Нет, он думал в этот момент не о почившем — он думал о себе, о своей жизни, о ее смысле, о ему самому отпущенном сроке. Все слова вылетели из моей головы, и в ней калейдоскопично вдруг закружилось то, что, видимо, встало в этот миг перед его мысленным взором: та страшная катастрофа, происшедшая с ним почти десять лет назад, его умирание тогда, дни в реанимации, благополучный исход, мир и покой во вновь обретенном доме[390], вышедшие работы, не написанные еще книги, страшный диагноз прошлого года, непонятная пауза в болезни теперь и весь ужас этой паузы — ужас от неведомого — куда теперь, что теперь, все эти „за что“ и „почему“…

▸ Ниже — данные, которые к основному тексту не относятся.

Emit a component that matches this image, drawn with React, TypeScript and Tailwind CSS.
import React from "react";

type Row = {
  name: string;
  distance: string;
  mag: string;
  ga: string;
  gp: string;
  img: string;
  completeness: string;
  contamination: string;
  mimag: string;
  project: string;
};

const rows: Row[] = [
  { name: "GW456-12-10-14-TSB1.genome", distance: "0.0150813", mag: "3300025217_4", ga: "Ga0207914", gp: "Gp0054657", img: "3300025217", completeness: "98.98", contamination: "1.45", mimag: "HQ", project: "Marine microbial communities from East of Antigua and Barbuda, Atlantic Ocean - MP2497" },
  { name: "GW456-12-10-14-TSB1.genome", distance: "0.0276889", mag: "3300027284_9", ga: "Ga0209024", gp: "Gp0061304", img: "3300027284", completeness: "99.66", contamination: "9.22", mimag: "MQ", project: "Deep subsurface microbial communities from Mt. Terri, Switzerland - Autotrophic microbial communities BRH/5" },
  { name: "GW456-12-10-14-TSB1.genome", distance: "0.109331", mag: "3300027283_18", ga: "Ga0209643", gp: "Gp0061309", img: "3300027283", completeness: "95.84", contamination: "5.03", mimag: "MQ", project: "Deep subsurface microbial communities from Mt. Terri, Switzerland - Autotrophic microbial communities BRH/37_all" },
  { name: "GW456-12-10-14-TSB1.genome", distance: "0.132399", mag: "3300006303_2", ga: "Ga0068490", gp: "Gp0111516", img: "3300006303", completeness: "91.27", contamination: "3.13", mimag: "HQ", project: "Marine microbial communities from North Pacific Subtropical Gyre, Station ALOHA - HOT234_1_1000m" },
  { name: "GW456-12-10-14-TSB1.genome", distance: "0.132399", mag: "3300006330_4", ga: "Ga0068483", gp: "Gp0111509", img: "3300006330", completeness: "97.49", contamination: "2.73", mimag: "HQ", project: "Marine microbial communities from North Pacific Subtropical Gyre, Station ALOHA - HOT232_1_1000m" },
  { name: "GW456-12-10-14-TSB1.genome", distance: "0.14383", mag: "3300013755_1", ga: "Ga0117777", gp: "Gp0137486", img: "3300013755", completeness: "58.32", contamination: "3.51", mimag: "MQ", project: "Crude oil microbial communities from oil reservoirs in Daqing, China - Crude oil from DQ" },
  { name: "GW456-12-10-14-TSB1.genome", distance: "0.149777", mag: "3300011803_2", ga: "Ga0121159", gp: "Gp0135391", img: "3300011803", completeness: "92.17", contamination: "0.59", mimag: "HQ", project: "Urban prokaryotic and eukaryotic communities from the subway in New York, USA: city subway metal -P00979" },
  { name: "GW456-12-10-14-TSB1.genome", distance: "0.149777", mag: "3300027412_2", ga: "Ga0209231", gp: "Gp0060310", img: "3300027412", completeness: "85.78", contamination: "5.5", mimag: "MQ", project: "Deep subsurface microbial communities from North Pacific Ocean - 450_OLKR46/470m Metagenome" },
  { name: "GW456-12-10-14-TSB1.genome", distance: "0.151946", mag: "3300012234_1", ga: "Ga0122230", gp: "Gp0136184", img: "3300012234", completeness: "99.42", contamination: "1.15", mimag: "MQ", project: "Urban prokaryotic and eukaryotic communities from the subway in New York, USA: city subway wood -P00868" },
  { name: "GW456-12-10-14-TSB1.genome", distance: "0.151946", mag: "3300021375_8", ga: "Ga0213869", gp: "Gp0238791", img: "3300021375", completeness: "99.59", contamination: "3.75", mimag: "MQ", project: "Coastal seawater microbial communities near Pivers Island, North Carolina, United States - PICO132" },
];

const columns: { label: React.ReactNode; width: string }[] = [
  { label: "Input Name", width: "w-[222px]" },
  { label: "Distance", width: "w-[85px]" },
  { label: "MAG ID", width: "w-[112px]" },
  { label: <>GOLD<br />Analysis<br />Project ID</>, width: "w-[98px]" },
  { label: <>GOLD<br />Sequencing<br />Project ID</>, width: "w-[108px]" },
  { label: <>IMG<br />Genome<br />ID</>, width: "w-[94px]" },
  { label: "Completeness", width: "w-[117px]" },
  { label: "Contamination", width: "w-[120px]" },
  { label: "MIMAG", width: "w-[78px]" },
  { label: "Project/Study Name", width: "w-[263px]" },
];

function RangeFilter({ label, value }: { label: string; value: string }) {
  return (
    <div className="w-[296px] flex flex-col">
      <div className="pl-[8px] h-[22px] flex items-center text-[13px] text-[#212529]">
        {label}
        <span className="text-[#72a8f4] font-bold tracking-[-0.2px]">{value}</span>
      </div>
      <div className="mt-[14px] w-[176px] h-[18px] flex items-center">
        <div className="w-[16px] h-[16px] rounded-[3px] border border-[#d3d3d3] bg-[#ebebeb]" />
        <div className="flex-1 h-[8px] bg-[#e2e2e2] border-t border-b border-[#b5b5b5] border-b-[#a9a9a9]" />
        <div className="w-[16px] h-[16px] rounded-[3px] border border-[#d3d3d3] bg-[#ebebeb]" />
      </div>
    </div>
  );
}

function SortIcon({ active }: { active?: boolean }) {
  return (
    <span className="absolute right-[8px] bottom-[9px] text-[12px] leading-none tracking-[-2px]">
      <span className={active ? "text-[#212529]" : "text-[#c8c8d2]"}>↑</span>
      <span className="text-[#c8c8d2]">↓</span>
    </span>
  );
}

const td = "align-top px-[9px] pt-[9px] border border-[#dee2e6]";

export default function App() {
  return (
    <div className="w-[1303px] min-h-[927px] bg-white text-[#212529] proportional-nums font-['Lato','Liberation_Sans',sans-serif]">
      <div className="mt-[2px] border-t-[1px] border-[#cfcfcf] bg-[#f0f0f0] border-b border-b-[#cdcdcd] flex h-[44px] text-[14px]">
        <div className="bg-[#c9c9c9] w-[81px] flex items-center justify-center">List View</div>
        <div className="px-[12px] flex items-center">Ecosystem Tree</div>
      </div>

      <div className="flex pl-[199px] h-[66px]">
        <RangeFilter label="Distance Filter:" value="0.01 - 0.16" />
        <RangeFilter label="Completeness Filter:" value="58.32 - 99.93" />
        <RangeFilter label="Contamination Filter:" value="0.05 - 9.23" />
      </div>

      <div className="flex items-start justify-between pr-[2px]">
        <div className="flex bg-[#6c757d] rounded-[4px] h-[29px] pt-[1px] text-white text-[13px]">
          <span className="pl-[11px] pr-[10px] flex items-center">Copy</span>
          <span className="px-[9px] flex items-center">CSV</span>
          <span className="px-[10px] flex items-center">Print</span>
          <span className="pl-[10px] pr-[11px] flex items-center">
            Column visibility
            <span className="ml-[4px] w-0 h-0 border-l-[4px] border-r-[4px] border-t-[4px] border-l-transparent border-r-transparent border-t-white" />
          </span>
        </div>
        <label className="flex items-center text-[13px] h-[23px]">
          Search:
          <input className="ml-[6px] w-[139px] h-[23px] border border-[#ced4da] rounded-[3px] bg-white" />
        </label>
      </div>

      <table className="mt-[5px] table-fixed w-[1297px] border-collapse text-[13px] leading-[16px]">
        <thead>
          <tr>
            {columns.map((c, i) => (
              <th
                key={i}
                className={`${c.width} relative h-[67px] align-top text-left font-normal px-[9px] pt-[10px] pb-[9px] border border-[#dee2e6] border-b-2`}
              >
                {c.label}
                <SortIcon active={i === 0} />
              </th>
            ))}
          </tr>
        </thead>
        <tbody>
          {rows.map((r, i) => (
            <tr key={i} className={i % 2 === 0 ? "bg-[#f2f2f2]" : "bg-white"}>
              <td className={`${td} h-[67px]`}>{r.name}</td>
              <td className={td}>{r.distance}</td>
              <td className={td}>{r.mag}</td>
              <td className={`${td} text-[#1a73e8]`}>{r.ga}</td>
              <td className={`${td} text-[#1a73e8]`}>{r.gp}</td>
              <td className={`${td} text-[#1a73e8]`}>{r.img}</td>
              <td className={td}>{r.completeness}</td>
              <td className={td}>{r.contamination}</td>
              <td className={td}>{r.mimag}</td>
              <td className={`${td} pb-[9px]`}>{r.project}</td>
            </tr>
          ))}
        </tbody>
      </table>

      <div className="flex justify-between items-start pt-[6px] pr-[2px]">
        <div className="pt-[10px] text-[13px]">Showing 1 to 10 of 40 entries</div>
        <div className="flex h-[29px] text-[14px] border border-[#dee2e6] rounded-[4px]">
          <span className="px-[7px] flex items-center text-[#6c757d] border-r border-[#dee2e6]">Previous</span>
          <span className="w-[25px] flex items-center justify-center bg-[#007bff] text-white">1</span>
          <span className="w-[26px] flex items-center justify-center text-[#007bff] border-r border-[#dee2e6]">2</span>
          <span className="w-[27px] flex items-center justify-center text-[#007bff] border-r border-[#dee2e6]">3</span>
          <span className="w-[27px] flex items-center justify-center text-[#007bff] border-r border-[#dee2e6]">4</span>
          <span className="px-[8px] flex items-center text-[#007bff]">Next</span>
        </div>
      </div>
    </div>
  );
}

Проклиная себя, свою духовную бестактность, я кое-как выбралась из охватившей меня немоты и перевела тему. Еще прежде взгляд был загашен, веки опущены. Мы простились по-обычному, с полушутливой торжественностью, словно ничего такого, сверхдозволенного, и не было, словно я и не задала ему тот вопрос, который он, видимо, задавал или не в силах был задать себе, а тем более разрешить. Почему этот вопрос был поручен мне? Судьба? Если бы знать…

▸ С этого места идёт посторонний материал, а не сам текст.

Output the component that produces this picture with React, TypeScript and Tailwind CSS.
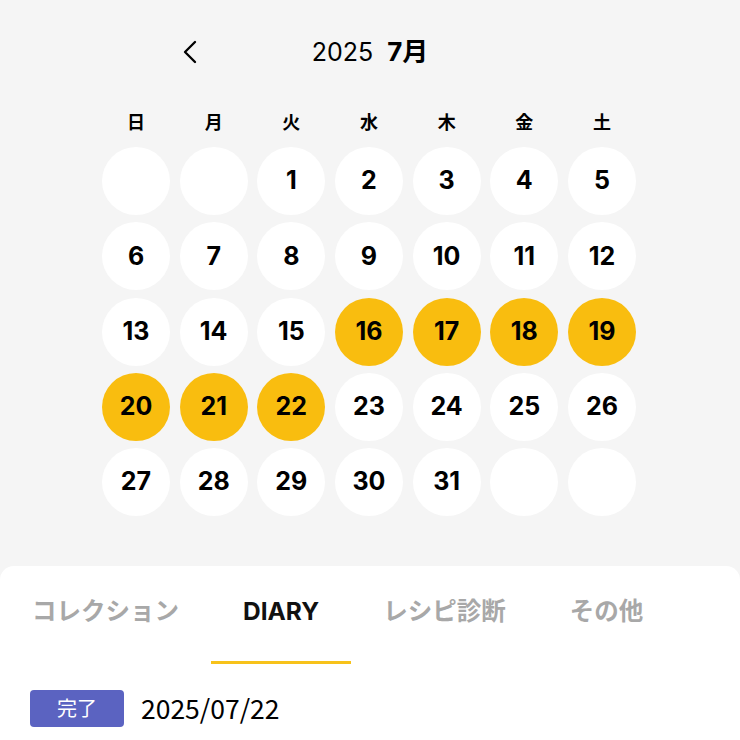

Я видела его последний раз во время официального открытия „Дома А. Ф. Лосева“, 23 сентября 2004 года. Он сидел почти неподвижный, почти какой-то окаменевший среди суетящейся публики. Но в брошенном на меня взгляде был какой-то неопределенный вопрос, сомнение, тревога. Я знала, что его беспокоит и то, как мы отнесемся к его стремительно, вопреки всем прежним договоренностям, вышедшей книге бесед: поймем, простим его пристрастный взгляд, его трактовки, его ошибки?.. Он бы изумился, осознав, что и я чувствовала себя виновной — не я ли мудрствовала тогда на лестнице о том, что у каждого есть свой долг, свое „задание“, ради которого человек приходит в мир, и жизнь — это только шанс для его воплощения?..

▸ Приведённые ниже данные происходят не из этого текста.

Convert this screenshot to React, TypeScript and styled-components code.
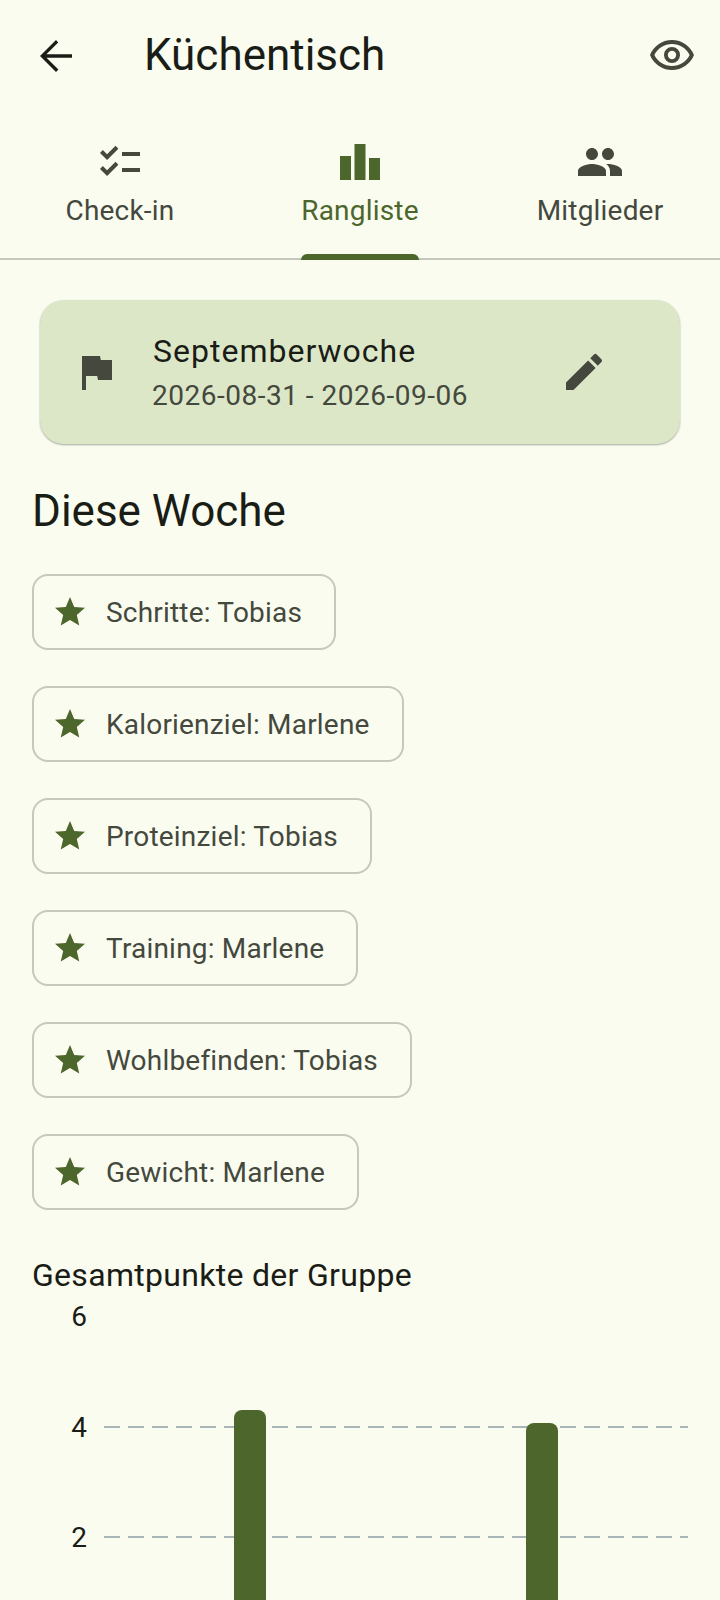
import * as React from "react";
import styled, { createGlobalStyle } from "styled-components";

const GlobalStyle = createGlobalStyle`
  html, body {
    margin: 0;
    padding: 0;
    background: #fafcf0;
  }
  * {
    box-sizing: border-box;
  }
`;

const Page = styled.div`
  width: 720px;
  height: 1600px;
  overflow: hidden;
  background: #fafcf0;
  color: #1a1c16;
  font-family: Roboto, "Liberation Sans", sans-serif;
`;

const AppBar = styled.header`
  display: flex;
  align-items: center;
  height: 112px;
  padding: 0 24px 0 32px;
`;

const Title = styled.h1`
  flex: 1;
  margin: 0 0 2px 64px;
  font-size: 44px;
  font-weight: 400;
  line-height: 56px;
`;

const Icon = styled.svg<{ $size?: number; $color?: string }>`
  display: block;
  flex: none;
  width: ${(p) => p.$size ?? 48}px;
  height: ${(p) => p.$size ?? 48}px;
  fill: ${(p) => p.$color ?? "#44483d"};
`;

const Tabs = styled.nav`
  display: flex;
  height: 148px;
  border-bottom: 2px solid #c5c8ba;
`;

const Tab = styled.div<{ $active?: boolean }>`
  position: relative;
  flex: 1;
  display: flex;
  flex-direction: column;
  align-items: center;
  padding-top: 26px;
  color: ${(p) => (p.$active ? "#4c662b" : "#44483d")};
`;

const TabLabel = styled.span`
  margin-top: 5px;
  font-size: 28px;
  line-height: 40px;
  letter-spacing: 0.2px;
`;

const TabIndicator = styled.span`
  position: absolute;
  left: 61px;
  right: 61px;
  bottom: -2px;
  height: 6px;
  border-radius: 6px 6px 0 0;
  background: #4c662b;
`;

const Card = styled.section`
  display: flex;
  align-items: center;
  height: 144px;
  margin: 40px 40px 0;
  padding: 0 72px 0 32px;
  border-radius: 24px;
  background: #dce7c8;
  box-shadow: 0 1px 2px rgba(0, 0, 0, 0.25), 0 1px 2px 0 rgba(0, 0, 0, 0.1);
`;

const CardText = styled.div`
  flex: 1;
  margin-left: 32px;
`;

const CardTitle = styled.div`
  margin-bottom: 2px;
  padding-left: 1px;
  font-size: 32px;
  line-height: 46px;
  letter-spacing: 1px;
`;

const CardDate = styled.div`
  font-size: 28px;
  line-height: 40px;
  letter-spacing: 0.5px;
  color: #44483d;
`;

const Content = styled.main`
  padding: 0 32px;
`;

const Heading = styled.h2`
  margin: 39px 0 0;
  font-size: 44px;
  font-weight: 400;
  line-height: 56px;
`;

const ChipList = styled.div`
  display: flex;
  flex-direction: column;
  align-items: flex-start;
  gap: 36px;
  margin-top: 35px;
`;

const Chip = styled.div`
  display: flex;
  align-items: center;
  gap: 18px;
  height: 76px;
  padding: 0 32px 0 18px;
  border: 2px solid #c5c8ba;
  border-radius: 16px;
  font-size: 28px;
  letter-spacing: 0.2px;
  color: #44483d;
`;

const ChartTitle = styled.h3`
  margin: 45px 0 0;
  font-size: 32px;
  font-weight: 400;
  line-height: 40px;
  letter-spacing: 0.3px;
`;

const Chart = styled.svg`
  display: block;
  width: 720px;
  height: 320px;
  margin: 5px -32px 0;
  font-family: Roboto, "Liberation Sans", sans-serif;
  font-size: 28px;
  fill: #1a1c16;
`;

const ICONS = {
  back: "M20 11.15H7.2l5.9-5.9L12 4l-8 8 8 8 1.2-1.25-5.95-5.9H20z",
  eye: "M12 6c3.79 0 7.17 2.13 8.82 5.5C19.17 14.87 15.79 17 12 17s-7.17-2.13-8.82-5.5C4.83 8.13 8.21 6 12 6m0-2C7 4 2.73 7.11 1 11.5 2.73 15.89 7 19 12 19s9.27-3.11 11-7.5C21.27 7.11 17 4 12 4zm0 5.4a2.1 2.1 0 1 1 0 4.2 2.1 2.1 0 0 1 0-4.2m0-1.9a4 4 0 1 0 0 8 4 4 0 0 0 0-8z",
  checklist:
    "M22 7h-9v2h9V7zm0 8h-9v2h9v-2zM5.54 11 2 7.46l1.41-1.41 2.12 2.12 4.24-4.24 1.41 1.41L5.54 11zm0 8L2 15.46l1.41-1.41 2.12 2.12 4.24-4.24 1.41 1.41L5.54 19z",
  leaderboard:
    "M7.5 21H2V9h5.5v12zm7.25-18h-5.5v18h5.5V3zM22 10h-5.5v11H22V10z",
  people:
    "M16 11c1.66 0 2.99-1.34 2.99-3S17.66 5 16 5c-1.66 0-3 1.34-3 3s1.34 3 3 3zm-8 0c1.66 0 2.99-1.34 2.99-3S9.66 5 8 5C6.34 5 5 6.34 5 8s1.34 3 3 3zm0 2c-2.33 0-7 1.17-7 3.5V19h14v-2.5c0-2.33-4.67-3.5-7-3.5zm8 0c-.29 0-.62.02-.97.05 1.16.84 1.97 1.97 1.97 3.45V19h6v-2.5c0-2.33-4.67-3.5-7-3.5z",
  flag: "M14.4 6 14 4H5v17h2v-7h5.6l.4 2h7V6z",
  edit: "M3 17.25V21h3.75L17.81 9.94l-3.75-3.75L3 17.25zM20.71 7.04c.39-.39.39-1.02 0-1.41l-2.34-2.34a.9959.9959 0 0 0-1.41 0l-1.83 1.83 3.75 3.75 1.83-1.83z",
  star: "M12 17.27 18.18 21l-1.64-7.03L22 9.24l-7.19-.61L12 2 9.19 8.63 2 9.24l5.46 4.73L5.82 21z",
};

const Glyph = ({
  name,
  size,
  color,
}: {
  name: keyof typeof ICONS;
  size?: number;
  color?: string;
}) => (
  <Icon viewBox="0 0 24 24" $size={size} $color={color}>
    <path d={ICONS[name]} />
  </Icon>
);

const TABS: { label: string; icon: keyof typeof ICONS; active?: boolean }[] = [
  { label: "Check-in", icon: "checklist" },
  { label: "Rangliste", icon: "leaderboard", active: true },
  { label: "Mitglieder", icon: "people" },
];

const WINNERS = [
  "Schritte: Tobias",
  "Kalorienziel: Marlene",
  "Proteinziel: Tobias",
  "Training: Marlene",
  "Wohlbefinden: Tobias",
  "Gewicht: Marlene",
];

const bar = (x: number, top: number) =>
  `M${x} 340V${top + 8}a8 8 0 0 1 8-8h16a8 8 0 0 1 8 8V340Z`;

export default function App() {
  return (
    <Page>
      <GlobalStyle />
      <AppBar>
        <Glyph name="back" color="#1a1c16" />
        <Title>Küchentisch</Title>
        <Glyph name="eye" />
      </AppBar>
      <Tabs>
        {TABS.map((t) => (
          <Tab key={t.label} $active={t.active}>
            <Glyph name={t.icon} color={t.active ? "#4c662b" : "#44483d"} />
            <TabLabel>{t.label}</TabLabel>
            {t.active && <TabIndicator />}
          </Tab>
        ))}
      </Tabs>
      <Card>
        <Glyph name="flag" />
        <CardText>
          <CardTitle>Septemberwoche</CardTitle>
          <CardDate>2026-08-31 - 2026-09-06</CardDate>
        </CardText>
        <Glyph name="edit" />
      </Card>
      <Content>
        <Heading>Diese Woche</Heading>
        <ChipList>
          {WINNERS.map((w) => (
            <Chip key={w}>
              <Glyph name="star" size={36} color="#4c662b" />
              {w}
            </Chip>
          ))}
        </ChipList>
        <ChartTitle>Gesamtpunkte der Gruppe</ChartTitle>
        <Chart viewBox="0 0 720 320">
          <text x="87" y="26" textAnchor="end">6</text>
          <text x="87" y="137" textAnchor="end">4</text>
          <text x="87" y="247" textAnchor="end">2</text>
          <g stroke="#a9b4b6" strokeWidth="2" strokeDasharray="16 8">
            <line x1="104" x2="688" y1="127" y2="127" />
            <line x1="104" x2="688" y1="237" y2="237" />
          </g>
          <path d={bar(234, 110)} fill="#4c662b" />
          <path d={bar(526, 123)} fill="#4c662b" />
        </Chart>
      </Content>
    </Page>
  );
}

Какие бы там ни были ошибки и трактовки, он сделал все, что мог сделать для истории, а в истории не бывает иначе — история и есть летопись трактовок и ошибок. Нет ошибок только в одной книге, в которой все расчислено с верностью до последнего мгновения, до каждого слова и взгляда — в Книге Жизни. Но эту книгу нам самим никогда не прочесть, ибо не нами она пишется».
387
У меня сохранилась забавная программка 3 марта 2004 года памяти Алексея Федоровича (одного камерного домашнего музыкального вечера, Дегтярный пер.), где Володя значится «доктором Философских наук и членом-корр. РАН» (!). Ее мне передал сам Бибихин со своей ремаркой: «Филосовскому дому, единственному в Москве и в своем роде» (достаточно двусмысленно).
388
См. полностью: Тахо-Годи Е. А. Не последняя встреча // Бюллетень Библиотеки «Дом А. Ф. Лосева». Вып. 5. М., 2007. С. 66–69.
389
Речь идет о кончине С. С. Аверинцева, которой предшествовало тяжелейшее состояние (восемь месяцев в коме). С. С. еще раньше грозила смерть, но операция, сделанная в Германии, спасла его и продлила жизнь.
390
Володя чуть не погиб под колесами электрички. Он расстался со второй женой Ренатой Гальцевой и обрел новую семью с Ольгой Лебедевой, своей ученицей по философскому факультету МГУ.